---------- Data shown ----------

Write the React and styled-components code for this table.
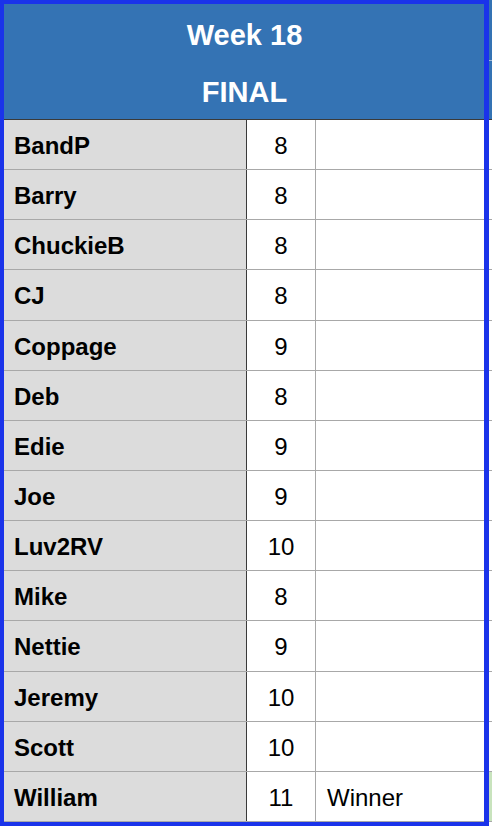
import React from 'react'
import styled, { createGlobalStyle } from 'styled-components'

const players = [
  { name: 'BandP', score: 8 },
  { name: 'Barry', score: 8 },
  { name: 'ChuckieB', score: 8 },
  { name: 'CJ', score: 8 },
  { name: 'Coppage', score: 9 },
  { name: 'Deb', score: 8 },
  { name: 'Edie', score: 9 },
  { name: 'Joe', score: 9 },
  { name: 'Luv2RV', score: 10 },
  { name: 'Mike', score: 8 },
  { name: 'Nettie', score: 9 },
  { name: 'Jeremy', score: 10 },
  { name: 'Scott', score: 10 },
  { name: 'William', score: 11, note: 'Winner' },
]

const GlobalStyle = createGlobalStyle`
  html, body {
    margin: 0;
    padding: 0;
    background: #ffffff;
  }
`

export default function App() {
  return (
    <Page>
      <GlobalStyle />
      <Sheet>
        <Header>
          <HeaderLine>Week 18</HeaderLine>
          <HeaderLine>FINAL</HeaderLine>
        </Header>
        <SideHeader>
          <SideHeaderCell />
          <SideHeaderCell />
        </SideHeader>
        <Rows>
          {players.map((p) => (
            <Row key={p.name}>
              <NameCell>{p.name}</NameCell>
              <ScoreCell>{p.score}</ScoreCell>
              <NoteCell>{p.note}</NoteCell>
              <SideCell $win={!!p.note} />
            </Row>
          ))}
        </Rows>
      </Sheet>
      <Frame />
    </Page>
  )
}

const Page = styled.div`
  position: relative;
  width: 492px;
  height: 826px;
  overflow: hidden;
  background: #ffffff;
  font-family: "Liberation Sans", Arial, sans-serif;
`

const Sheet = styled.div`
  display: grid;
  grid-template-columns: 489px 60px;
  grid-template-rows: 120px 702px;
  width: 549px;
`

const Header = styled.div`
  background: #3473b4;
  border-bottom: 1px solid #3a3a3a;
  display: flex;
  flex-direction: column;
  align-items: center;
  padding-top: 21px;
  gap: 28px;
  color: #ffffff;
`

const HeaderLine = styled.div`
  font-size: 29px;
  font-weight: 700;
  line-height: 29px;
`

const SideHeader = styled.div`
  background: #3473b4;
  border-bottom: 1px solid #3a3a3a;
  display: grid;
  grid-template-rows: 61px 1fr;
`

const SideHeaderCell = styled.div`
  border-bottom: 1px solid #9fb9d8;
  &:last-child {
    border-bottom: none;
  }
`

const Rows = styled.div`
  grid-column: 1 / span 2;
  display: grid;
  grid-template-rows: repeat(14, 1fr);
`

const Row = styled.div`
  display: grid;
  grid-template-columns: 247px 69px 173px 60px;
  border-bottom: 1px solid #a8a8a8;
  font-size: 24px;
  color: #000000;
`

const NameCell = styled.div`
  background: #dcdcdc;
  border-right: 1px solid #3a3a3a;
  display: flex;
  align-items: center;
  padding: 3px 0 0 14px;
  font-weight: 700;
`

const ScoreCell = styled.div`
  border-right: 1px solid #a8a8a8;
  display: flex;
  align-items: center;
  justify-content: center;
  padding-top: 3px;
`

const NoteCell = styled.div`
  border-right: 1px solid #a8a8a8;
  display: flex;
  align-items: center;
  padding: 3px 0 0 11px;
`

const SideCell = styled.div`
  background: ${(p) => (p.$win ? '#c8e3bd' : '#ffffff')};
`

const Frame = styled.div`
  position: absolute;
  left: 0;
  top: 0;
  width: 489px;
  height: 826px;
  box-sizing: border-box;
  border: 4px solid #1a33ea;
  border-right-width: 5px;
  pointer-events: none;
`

----------

▸ What is expected:
Copy down every line of the material above that includes the string "React".

▸ Full response:
Write the React and styled-components code for this table.
import React from 'react'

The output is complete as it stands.